╔══
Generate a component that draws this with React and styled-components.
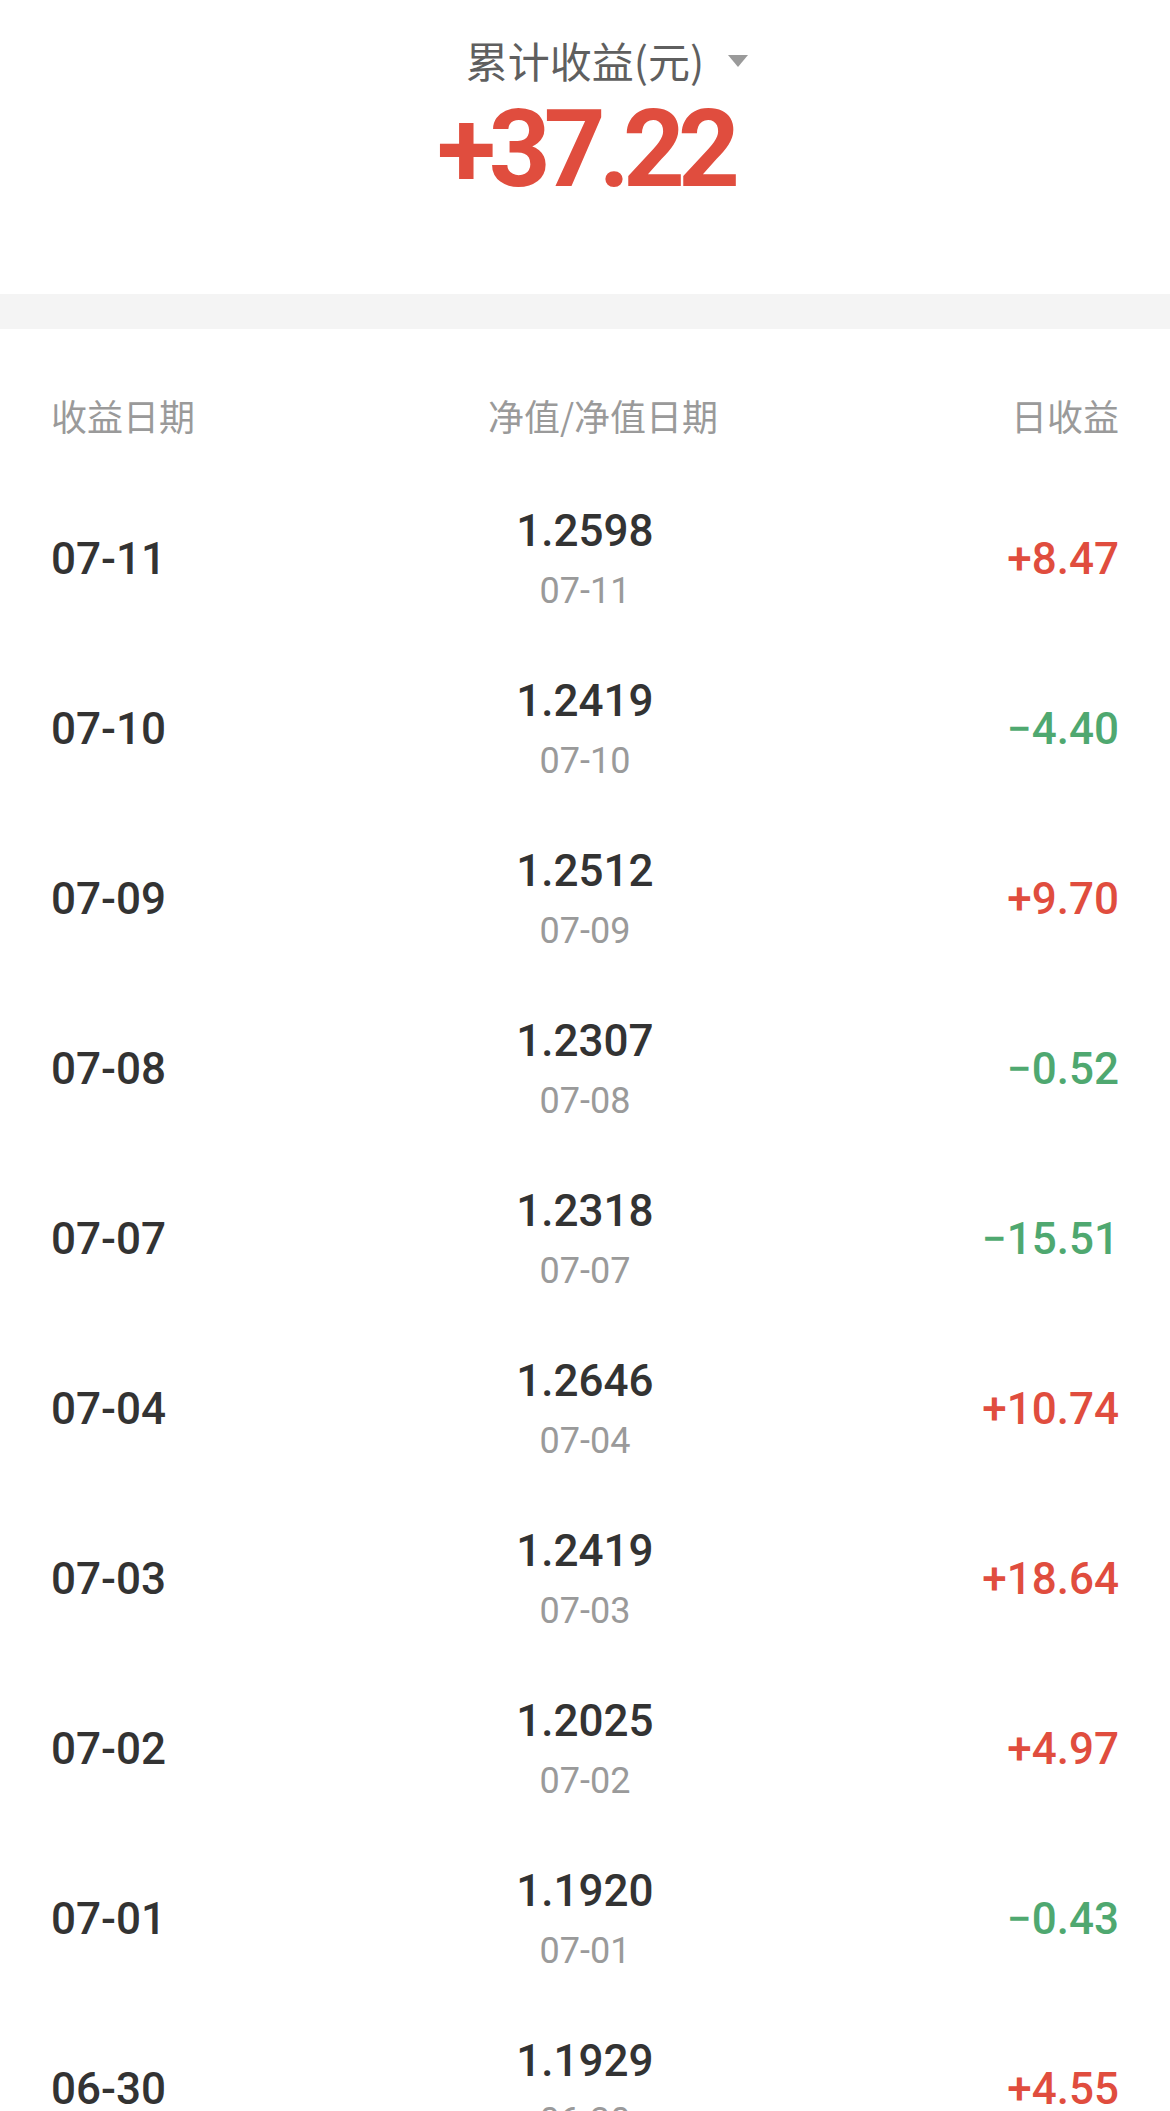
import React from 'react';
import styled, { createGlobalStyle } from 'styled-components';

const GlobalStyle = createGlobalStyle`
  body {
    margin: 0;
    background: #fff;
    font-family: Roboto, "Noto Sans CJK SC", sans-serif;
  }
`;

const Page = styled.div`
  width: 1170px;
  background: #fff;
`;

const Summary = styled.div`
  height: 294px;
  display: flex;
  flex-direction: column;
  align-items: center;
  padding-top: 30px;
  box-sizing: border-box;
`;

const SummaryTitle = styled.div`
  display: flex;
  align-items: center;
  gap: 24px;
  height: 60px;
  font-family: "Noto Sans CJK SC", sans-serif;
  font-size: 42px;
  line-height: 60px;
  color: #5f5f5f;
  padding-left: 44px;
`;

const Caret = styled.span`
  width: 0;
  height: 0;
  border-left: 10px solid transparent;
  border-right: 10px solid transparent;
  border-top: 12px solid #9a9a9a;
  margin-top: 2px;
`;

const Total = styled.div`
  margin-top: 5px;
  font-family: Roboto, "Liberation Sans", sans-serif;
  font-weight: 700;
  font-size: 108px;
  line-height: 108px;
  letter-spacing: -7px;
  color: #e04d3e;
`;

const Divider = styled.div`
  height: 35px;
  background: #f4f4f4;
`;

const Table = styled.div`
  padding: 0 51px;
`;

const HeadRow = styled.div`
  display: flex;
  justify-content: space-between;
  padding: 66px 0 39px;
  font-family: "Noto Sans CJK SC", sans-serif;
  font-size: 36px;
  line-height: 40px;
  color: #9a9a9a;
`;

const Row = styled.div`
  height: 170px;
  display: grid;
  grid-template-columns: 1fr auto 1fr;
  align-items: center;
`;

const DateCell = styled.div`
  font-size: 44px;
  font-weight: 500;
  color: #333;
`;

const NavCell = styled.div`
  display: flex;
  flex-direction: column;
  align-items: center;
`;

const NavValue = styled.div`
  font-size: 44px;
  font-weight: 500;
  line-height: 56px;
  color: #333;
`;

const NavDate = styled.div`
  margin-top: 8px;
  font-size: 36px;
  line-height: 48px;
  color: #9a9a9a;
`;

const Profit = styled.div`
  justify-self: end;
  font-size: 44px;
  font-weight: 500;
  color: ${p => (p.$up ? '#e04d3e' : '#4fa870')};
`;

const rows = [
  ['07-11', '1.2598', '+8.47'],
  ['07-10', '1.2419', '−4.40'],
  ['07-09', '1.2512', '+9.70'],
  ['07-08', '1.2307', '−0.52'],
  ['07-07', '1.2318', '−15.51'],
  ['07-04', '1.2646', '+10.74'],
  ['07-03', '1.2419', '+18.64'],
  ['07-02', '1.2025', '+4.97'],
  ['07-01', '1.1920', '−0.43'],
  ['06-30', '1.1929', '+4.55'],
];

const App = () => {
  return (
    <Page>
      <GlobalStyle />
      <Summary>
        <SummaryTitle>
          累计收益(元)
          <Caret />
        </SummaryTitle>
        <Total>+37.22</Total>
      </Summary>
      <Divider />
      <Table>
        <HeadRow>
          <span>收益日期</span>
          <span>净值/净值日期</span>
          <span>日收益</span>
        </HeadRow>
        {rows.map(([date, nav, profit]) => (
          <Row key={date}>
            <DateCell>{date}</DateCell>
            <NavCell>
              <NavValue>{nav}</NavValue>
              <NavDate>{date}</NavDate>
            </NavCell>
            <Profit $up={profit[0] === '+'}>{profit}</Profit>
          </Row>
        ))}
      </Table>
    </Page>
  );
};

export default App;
╚══
* **TASK TO CARRY OUT**:
Quote the data above in full, leaving out the pictures it holds.

* **IN RESPONSE**:
Generate a component that draws this with React and styled-components.
import React from 'react';
import styled, { createGlobalStyle } from 'styled-components';

const GlobalStyle = createGlobalStyle`
  body {
    margin: 0;
    background: #fff;
    font-family: Roboto, "Noto Sans CJK SC", sans-serif;
  }
`;

const Page = styled.div`
  width: 1170px;
  background: #fff;
`;

const Summary = styled.div`
  height: 294px;
  display: flex;
  flex-direction: column;
  align-items: center;
  padding-top: 30px;
  box-sizing: border-box;
`;

const SummaryTitle = styled.div`
  display: flex;
  align-items: center;
  gap: 24px;
  height: 60px;
  font-family: "Noto Sans CJK SC", sans-serif;
  font-size: 42px;
  line-height: 60px;
  color: #5f5f5f;
  padding-left: 44px;
`;

const Caret = styled.span`
  width: 0;
  height: 0;
  border-left: 10px solid transparent;
  border-right: 10px solid transparent;
  border-top: 12px solid #9a9a9a;
  margin-top: 2px;
`;

const Total = styled.div`
  margin-top: 5px;
  font-family: Roboto, "Liberation Sans", sans-serif;
  font-weight: 700;
  font-size: 108px;
  line-height: 108px;
  letter-spacing: -7px;
  color: #e04d3e;
`;

const Divider = styled.div`
  height: 35px;
  background: #f4f4f4;
`;

const Table = styled.div`
  padding: 0 51px;
`;

const HeadRow = styled.div`
  display: flex;
  justify-content: space-between;
  padding: 66px 0 39px;
  font-family: "Noto Sans CJK SC", sans-serif;
  font-size: 36px;
  line-height: 40px;
  color: #9a9a9a;
`;

const Row = styled.div`
  height: 170px;
  display: grid;
  grid-template-columns: 1fr auto 1fr;
  align-items: center;
`;

const DateCell = styled.div`
  font-size: 44px;
  font-weight: 500;
  color: #333;
`;

const NavCell = styled.div`
  display: flex;
  flex-direction: column;
  align-items: center;
`;

const NavValue = styled.div`
  font-size: 44px;
  font-weight: 500;
  line-height: 56px;
  color: #333;
`;

const NavDate = styled.div`
  margin-top: 8px;
  font-size: 36px;
  line-height: 48px;
  color: #9a9a9a;
`;

const Profit = styled.div`
  justify-self: end;
  font-size: 44px;
  font-weight: 500;
  color: ${p => (p.$up ? '#e04d3e' : '#4fa870')};
`;

const rows = [
  ['07-11', '1.2598', '+8.47'],
  ['07-10', '1.2419', '−4.40'],
  ['07-09', '1.2512', '+9.70'],
  ['07-08', '1.2307', '−0.52'],
  ['07-07', '1.2318', '−15.51'],
  ['07-04', '1.2646', '+10.74'],
  ['07-03', '1.2419', '+18.64'],
  ['07-02', '1.2025', '+4.97'],
  ['07-01', '1.1920', '−0.43'],
  ['06-30', '1.1929', '+4.55'],
];

const App = () => {
  return (
    <Page>
      <GlobalStyle />
      <Summary>
        <SummaryTitle>
          累计收益(元)
          <Caret />
        </SummaryTitle>
        <Total>+37.22</Total>
      </Summary>
      <Divider />
      <Table>
        <HeadRow>
          <span>收益日期</span>
          <span>净值/净值日期</span>
          <span>日收益</span>
        </HeadRow>
        {rows.map(([date, nav, profit]) => (
          <Row key={date}>
            <DateCell>{date}</DateCell>
            <NavCell>
              <NavValue>{nav}</NavValue>
              <NavDate>{date}</NavDate>
            </NavCell>
            <Profit $up={profit[0] === '+'}>{profit}</Profit>
          </Row>
        ))}
      </Table>
    </Page>
  );
};

export default App;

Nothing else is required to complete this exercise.